I suspect that Arizona is going to find out how stupid and unpopular its new law really is when law enforcement officials there start asking for the money they will need to perform the work of border guards, while at the same time fighting crime. Or when some big shot Republican matron from Scottsdale, with a killer tan, acts a little too haughty with a traffic cop and gets hauled off to a holding cell.

But in the meantime, as someone who is married to a naturalized American citizen (an ex-Canadian, God bless her maple-sugared heart), I find the precedent more than a little creepy. Now that one state is requiring people to carry identity papers, will others be far behind?

Aren't libertarians--the Ron Paul, CATO kind, not just the ACLUers--just a little sickened by the prospect of being pulled over, and having some jack-booted highway patrolman demand, like a Nazi in a World War II movie, to see your "Papers? Papers?"

Oh, I know. It's just to keep those Mexicans from overrunning our southern border, you say. It won't actually affect the right sort of people--the white ones.

Nonsense. Any new power, given to the State, will eventually be used by the State to limit everyone's freedom. So wake up my fellow Caucasians. The fact is, we are not producing children as fast as our darker brothers and sisters. Like the Israelis, or the Protestants in Northern Ireland, we're staring at a future of minority status.

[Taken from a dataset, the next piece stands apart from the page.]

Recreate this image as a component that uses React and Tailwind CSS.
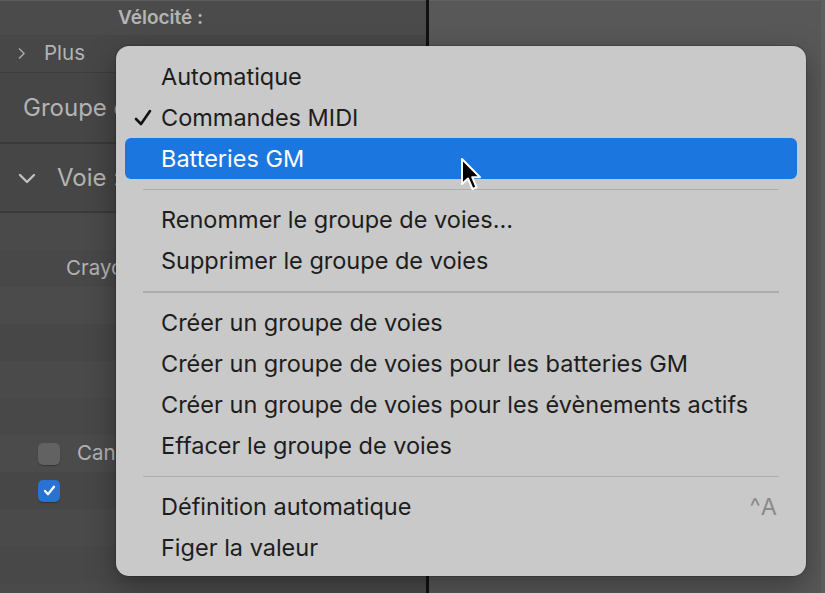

Indeed, there are cities and states in the United States right now where, if they wanted to (and fortunately they have more sense and patriotic honor than the yo-yos in Arizona), the people of color could require that the white folks carry identity papers, and be ready at all times to prove they are not economic refugees from Poland or Ireland or Iceland or Greece.

No papers? Off to the camps. It can't happen here, you say. Don't fool yourself. Sure it can. And the best way to make sure it doesn't is to strangle it in the cradle.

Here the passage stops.